Que ce soit par intérêt réel pour la technologie, ou pour éviter de se faire distancer par la concurrence, tout le monde se lance. Et faute de compétence et de vision, les stratégies tâtonnent parfois. Toujours selon l’étude, alors que les entreprises se disent très majoritairement sensibilisées aux enjeux, 50% ne parviennent pas à avoir une vision claire sur leurs besoins de recrutement. 

Garder la tête froide

Depuis son arrivée sur le marché, l’IA générative a imposé un rythme très soutenu. Que ce soit dans l’implémentation technologique, la conduite du changement, l’innovation et la recherche de valeur, tout va très vite et il est difficile de se tenir à jour. Comment rester acteur de ces changements ? Comment les intégrer en les orientant toujours dans la bonne direction ? Mais surtout, pourquoi les opérer ? L’adaptabilité nécessaire ne doit pas se muer en fébrilité. Pour Kisio, l’IA générative n’est pas une fin en soi. Elle n’est là que pour accélérer, faciliter ou assister. La peur d’être disqualifié ne doit pas écarter les acteurs de la mobilité de leur priorité : l’utilisateur, qu’il soit agent ou voyageur. 

Dans la conclusion de son rapport sur l’IA générative, l’Organisation Internationale du Travail estime que « les résultats de la transition technologique ne sont pas prédéterminés.
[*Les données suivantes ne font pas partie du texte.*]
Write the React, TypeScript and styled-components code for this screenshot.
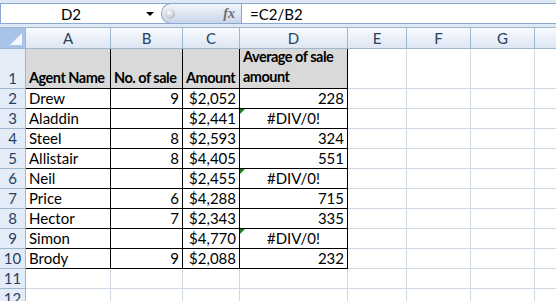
import styled, { createGlobalStyle } from "styled-components";

const GlobalStyle = createGlobalStyle`
    body {
        margin: 0;
        background: #ffffff;
        font-family: Lato, "Liberation Sans", sans-serif;
        overflow: hidden;
    }
`;

const Window = styled.div`
    width: 556px;
    height: 301px;
    overflow: hidden;
    background: #ffffff;
`;

const FormulaStrip = styled.div`
    background: #dfe8f5;
    padding-top: 3px;
    padding-bottom: 3px;
    border-bottom: 1px solid #9eb6ce;
`;

const FormulaBar = styled.div`
    display: flex;
    height: 19px;
    border: 1px solid #8ba8cf;
    border-right: none;
    background: #ffffff;
`;

const NameBox = styled.div`
    width: 160px;
    display: flex;
    align-items: center;
    font-size: 15px;
    color: #000;
`;

const NameText = styled.span`
    width: 140px;
    text-align: center;
`;

const DropArrow = styled.span`
    width: 0;
    height: 0;
    border-left: 4px solid transparent;
    border-right: 4px solid transparent;
    border-top: 4px solid #000;
    margin-left: 5px;
`;

const FxButton = styled.div`
    width: 80px;
    display: flex;
    align-items: center;
    justify-content: space-between;
    padding: 0 6px 0 3px;
    box-sizing: border-box;
    border-radius: 10px 0 0 10px;
    border: 1px solid #8ba8cf;
    border-right: none;
    margin: -1px 0;
    background: linear-gradient(#f3f6fb, #dbe4f2 55%, #c9d6ea);
`;

const Knob = styled.span`
    width: 10px;
    height: 10px;
    border-radius: 50%;
    background: radial-gradient(circle at 40% 35%, #ffffff, #c5c9cf 60%, #9aa1aa);
`;

const FxLabel = styled.span`
    font-family: "Liberation Serif", serif;
    font-style: italic;
    font-weight: bold;
    font-size: 14px;
    color: #6e6e6e;
`;

const FormulaInput = styled.div`
    flex: 1;
    border-left: 1px solid #8ba8cf;
    padding-left: 8px;
    display: flex;
    align-items: center;
    font-size: 15px;
    color: #000;
`;

const Grid = styled.div`
    display: grid;
    grid-template-columns: 26px 85px 72px 57px 108px 59px 64px 64px 64px;
    grid-template-rows: 21px 40px repeat(11, 20px);
`;

const Corner = styled.div`
    position: relative;
    background: #a9c4e9;
    border-right: 1px solid #9eb6ce;
    border-bottom: 1px solid #9eb6ce;
    &::after {
        content: "";
        position: absolute;
        right: 3px;
        bottom: 3px;
        width: 0;
        height: 0;
        border-left: 12px solid transparent;
        border-bottom: 12px solid #f4f7fb;
    }
`;

const ColHead = styled.div`
    display: flex;
    align-items: center;
    justify-content: center;
    background: linear-gradient(#f9fbfd, #e9eff8 55%, #dde6f3);
    border-right: 1px solid #9eb6ce;
    border-bottom: 1px solid #9eb6ce;
    font-size: 15px;
    color: #27415f;
`;

const RowHead = styled.div`
    display: flex;
    align-items: flex-end;
    justify-content: center;
    padding-bottom: 1px;
    background: #e4ecf7;
    border-right: 1px solid #9eb6ce;
    border-bottom: 1px solid #9eb6ce;
    font-size: 15px;
    line-height: 18px;
    color: #27415f;
`;

const Cell = styled.div<{ $align?: string; $boxed?: boolean; $head?: boolean; $flag?: boolean }>`
    position: relative;
    display: flex;
    align-items: flex-end;
    justify-content: ${(p) => p.$align || "flex-start"};
    padding: 0 3px 1px 3px;
    box-sizing: border-box;
    overflow: hidden;
    white-space: nowrap;
    background: ${(p) => (p.$head ? "#d9d9d9" : "#ffffff")};
    border-right: 1px solid ${(p) => (p.$boxed ? "#000" : "#d0d7e5")};
    border-bottom: 1px solid ${(p) => (p.$boxed ? "#000" : "#d0d7e5")};
    font-size: ${(p) => (p.$head ? "14.5px" : "15px")};
    letter-spacing: ${(p) => (p.$head ? "-0.5px" : "0")};
    line-height: 18px;
    font-weight: ${(p) => (p.$head ? "bold" : "normal")};
    color: #000;
    &::before {
        content: "";
        display: ${(p) => (p.$flag ? "block" : "none")};
        position: absolute;
        left: 0;
        top: 0;
        border-top: 5px solid #1e7b1e;
        border-right: 5px solid transparent;
    }
`;

const Wrapped = styled.span`
    white-space: normal;
    line-height: 20px;
`;

// H is only partly on screen, its letter falls past the window edge
const columns = ["A", "B", "C", "D", "E", "F", "G", ""];

interface IRow {
    name: string;
    sales: number | null;
    amount: string;
    avg: string;
}

const rows: IRow[] = [
    { name: "Drew", sales: 9, amount: "$2,052", avg: "228" },
    { name: "Aladdin", sales: null, amount: "$2,441", avg: "#DIV/0!" },
    { name: "Steel", sales: 8, amount: "$2,593", avg: "324" },
    { name: "Allistair", sales: 8, amount: "$4,405", avg: "551" },
    { name: "Neil", sales: null, amount: "$2,455", avg: "#DIV/0!" },
    { name: "Price", sales: 6, amount: "$4,288", avg: "715" },
    { name: "Hector", sales: 7, amount: "$2,343", avg: "335" },
    { name: "Simon", sales: null, amount: "$4,770", avg: "#DIV/0!" },
    { name: "Brody", sales: 9, amount: "$2,088", avg: "232" },
];

function Blanks() {
    return (
        <>
            {[4, 5, 6, 7].map((c) => (
                <Cell key={c} />
            ))}
        </>
    );
}

function App() {
    return (
        <Window>
            <GlobalStyle />
            <FormulaStrip>
                <FormulaBar>
                    <NameBox>
                        <NameText>D2</NameText>
                        <DropArrow />
                    </NameBox>
                    <FxButton>
                        <Knob />
                        <FxLabel>fx</FxLabel>
                    </FxButton>
                    <FormulaInput>=C2/B2</FormulaInput>
                </FormulaBar>
            </FormulaStrip>
            <Grid>
                <Corner />
                {columns.map((c, i) => (
                    <ColHead key={i}>{c}</ColHead>
                ))}

                <RowHead>1</RowHead>
                <Cell $boxed $head>Agent Name</Cell>
                <Cell $boxed $head>No. of sale</Cell>
                <Cell $boxed $head>Amount</Cell>
                <Cell $boxed $head>
                    <Wrapped>Average of sale amount</Wrapped>
                </Cell>
                <Blanks />

                {rows.map((r, i) => {
                    const isError = r.avg.startsWith("#");
                    return [
                        <RowHead key={`h${i}`}>{i + 2}</RowHead>,
                        <Cell key={`a${i}`} $boxed>{r.name}</Cell>,
                        <Cell key={`b${i}`} $boxed $align="flex-end">{r.sales ?? ""}</Cell>,
                        <Cell key={`c${i}`} $boxed $align="flex-end">{r.amount}</Cell>,
                        <Cell key={`d${i}`} $boxed $flag={isError} $align={isError ? "center" : "flex-end"}>
                            {r.avg}
                        </Cell>,
                        <Blanks key={`e${i}`} />,
                    ];
                })}

                {[11, 12].map((n) => [
                    <RowHead key={`h${n}`}>{n}</RowHead>,
                    ...columns.map((_, i) => <Cell key={`${i}-${n}`} />),
                ])}
            </Grid>
        </Window>
    );
}

export default App;
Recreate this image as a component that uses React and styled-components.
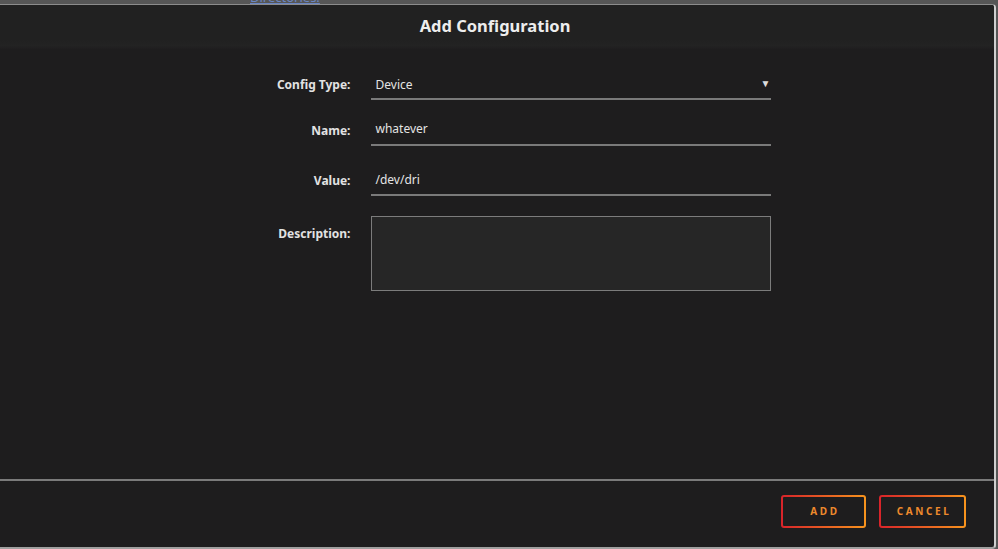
import React from "react";
import styled, { createGlobalStyle } from "styled-components";

const Global = createGlobalStyle`
  html, body { margin: 0; padding: 0; overflow: hidden; background: #555555; }
  body { font-family: "Noto Sans", "Open Sans", sans-serif; }
  * { box-sizing: border-box; }
`;

const Backdrop = styled.div`
  width: 998px;
  height: 549px;
  display: flex;
  flex-direction: column;
  background: #565656;
  overflow: hidden;
`;

const Peek = styled.div`
  height: 4px;
  overflow: hidden;
  padding-left: 250px;
`;

const PeekLink = styled.span`
  display: block;
  margin-top: -10px;
  font-size: 13px;
  line-height: 14px;
  color: #6a86c4;
  text-decoration: underline;
`;

const Dialog = styled.div`
  margin-left: -6px;
  width: 1002px;
  height: 545px;
  display: flex;
  flex-direction: column;
  background: #1e1d1e;
  border-top: 1px solid #8c8c8c;
  border-right: 2px solid #cfcfcf;
  border-bottom: 2px solid #a0a0a0;
  border-left: 2px solid #8c8c8c;
  border-radius: 4px;
  overflow: hidden;
`;

const Header = styled.div`
  height: 44px;
  flex: none;
  display: flex;
  align-items: center;
  justify-content: center;
  padding-bottom: 3px;
  background: linear-gradient(#212121 0%, #212121 80%, #232323 92%, #1f1e1f 100%);
`;

const Title = styled.h2`
  margin: 0;
  font-size: 16.5px;
  font-weight: 700;
  color: #ededed;
`;

const Body = styled.div`
  flex: 1;
  padding-top: 21px;
  display: flex;
  flex-direction: column;
  align-items: center;
`;

const Form = styled.div`
  display: flex;
  flex-direction: column;
`;

const Row = styled.div`
  display: grid;
  grid-template-columns: 131px 400px;
  column-gap: 20px;
  align-items: ${(p) => (p.$top ? "start" : "center")};
  margin-top: ${(p) => p.$gap || 0}px;
`;

const Label = styled.label`
  text-align: right;
  font-size: 12px;
  font-weight: 700;
  color: #e2e2e2;
  padding-top: ${(p) => (p.$top ? "9px" : "0")};
  padding-bottom: ${(p) => (p.$top ? "0" : "2px")};
`;

const Field = styled.div`
  position: relative;
  height: 30px;
  display: flex;
  align-items: center;
  padding: 0 5px ${(p) => p.$pb ?? 2}px;
  border-bottom: 2px solid #7a7a7a;
  font-size: 12px;
  color: #e4e4e4;
`;

const Caret = styled.span`
  position: absolute;
  right: 0;
  top: 6px;
  font-size: 10px;
  color: #dcdcdc;
`;

const TextArea = styled.div`
  height: 75px;
  background: #262626;
  border: 1px solid #7c7c7c;
`;

const Footer = styled.div`
  height: 68px;
  flex: none;
  border-top: 2px solid #7b7b7b;
  display: flex;
  align-items: center;
  justify-content: flex-end;
  gap: 13px;
  padding-right: 28px;
  padding-bottom: 6px;
`;

const Button = styled.button`
  width: ${(p) => p.$w}px;
  height: 33px;
  border: 2px solid transparent;
  border-radius: 3px;
  background:
    linear-gradient(#1e1d1e, #1e1d1e) padding-box,
    linear-gradient(90deg, #d8232a, #f7941d) border-box;
  color: #ee8a2c;
  font-family: "Noto Sans", "Open Sans", sans-serif;
  font-size: 10px;
  font-weight: 700;
  letter-spacing: 2.6px;
  padding: 0 0 0 3px;
  cursor: pointer;
`;

export default function App() {
  return (
    <>
      <Global />
      <Backdrop>
        <Peek>
          <PeekLink>Directories.</PeekLink>
        </Peek>
        <Dialog>
          <Header>
            <Title>Add Configuration</Title>
          </Header>
          <Body>
            <Form>
              <Row>
                <Label>Config Type:</Label>
                <Field $pb={0}>
                  Device
                  <Caret>▼</Caret>
                </Field>
              </Row>
              <Row $gap={16}>
                <Label>Name:</Label>
                <Field $pb={4}>whatever</Field>
              </Row>
              <Row $gap={20}>
                <Label>Value:</Label>
                <Field>/dev/dri</Field>
              </Row>
              <Row $gap={20} $top>
                <Label $top>Description:</Label>
                <TextArea />
              </Row>
            </Form>
          </Body>
          <Footer>
            <Button $w={85}>ADD</Button>
            <Button $w={87}>CANCEL</Button>
          </Footer>
        </Dialog>
      </Backdrop>
    </>
  );
}
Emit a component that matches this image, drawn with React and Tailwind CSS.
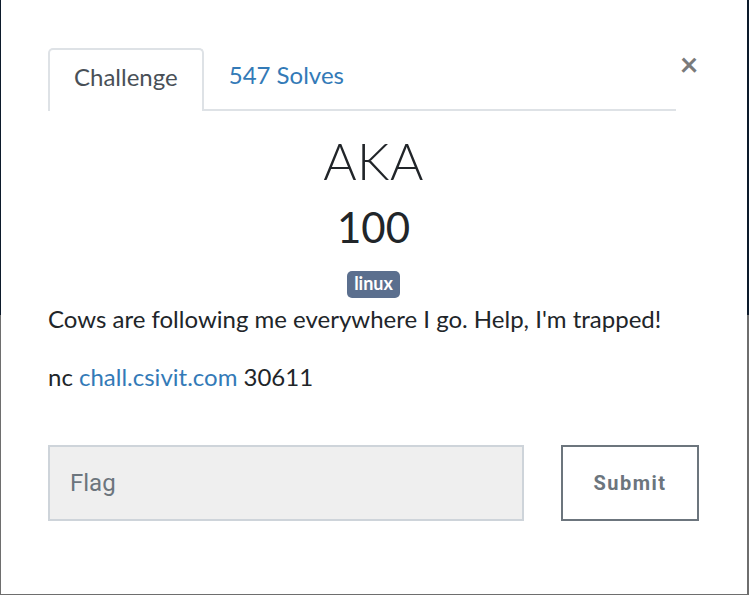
import React from 'react';

const App = () => {
  return (
    <div className="h-[595px] w-[749px] bg-[linear-gradient(to_bottom,#0c1a2b_315px,#6e6e6e_315px)] pl-px pr-[2px] pb-px font-['Lato',sans-serif]">
      <div className="h-full bg-white pl-[47px] pr-[48px] pt-[48px]">
        {/* tabs + close */}
        <div className="flex items-start">
          <ul className="flex flex-1 border-b-2 border-[#dee2e6]">
            <li className="-mb-[2px] h-[63px] rounded-t-[5px] border-2 border-b-0 border-[#dee2e6] bg-white px-[24px] pt-[11px] text-[24px] leading-[32px] text-[#495057]">
              Challenge
            </li>
            <li className="px-[25px] pt-[11px] text-[24px] leading-[32px] text-[#337ab7]">547 Solves</li>
          </ul>
          <button className="ml-[3px] w-[20px] text-[32px] font-bold leading-none text-[#7a7a7a]">×</button>
        </div>

        {/* heading */}
        <div className="flex flex-col items-center">
          <h2 className="mt-[20px] text-[51px] font-light leading-[60px] tracking-[0.5px] text-[#212529]">AKA</h2>
          <h3 className="mt-[9px] text-[42px] leading-[54px] text-[#212529]">100</h3>
          <span className="mt-[17px] rounded-[5px] bg-[#5b6f8e] px-[7px] pb-[2px] text-[18px] font-bold leading-[25px] text-white">
            linux
          </span>
        </div>

        {/* description */}
        <div className="text-[24px] leading-[34px] text-[#212529]">
          <p className="mt-[4px]">Cows are following me everywhere I go. Help, I'm trapped!</p>
          <p className="mt-[24px]">
            nc <a className="text-[#337ab7]">chall.csivit.com</a> 30611
          </p>
        </div>

        {/* flag form */}
        <div className="mt-[51px] flex gap-[37px]">
          <input
            placeholder="Flag"
            className="h-[76px] flex-1 border-2 border-[#ced4da] bg-[#efefef] px-[20px] font-['Roboto',sans-serif] text-[24px] text-[#495057] outline-none placeholder:text-[#6c757d]"
          />
          <button className="h-[76px] w-[138px] border-2 border-[#6c757d] bg-white font-['Roboto',sans-serif] text-[20px] font-bold tracking-[1.5px] text-[#6c757d]">
            Submit
          </button>
        </div>
      </div>
    </div>
  );
};

export default App;
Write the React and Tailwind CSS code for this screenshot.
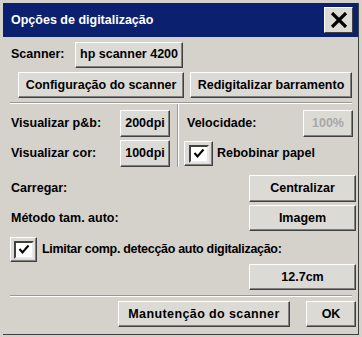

Ce sont les êtres humains qui sont à l’origine de la décision d’incorporer ces technologies et ce sont eux qui doivent guider le processus de transition ». Elle poursuit : « de telles observations peuvent encourager les gouvernements et les partenaires sociaux à designer pro-activement les politiques qui porteront une transition équitable, ordonnée et inclusive, plutôt que de subir le changement ».

Nous sommes donc tous acteurs de ce changement. L’intelligence artificielle générative est porteuse d’un très fort potentiel, pour les voyageurs, les agents et les structures. À nous la responsabilité de rechercher les cas d’usage pertinents et de trouver les équilibres que nous souhaitons voir advenir.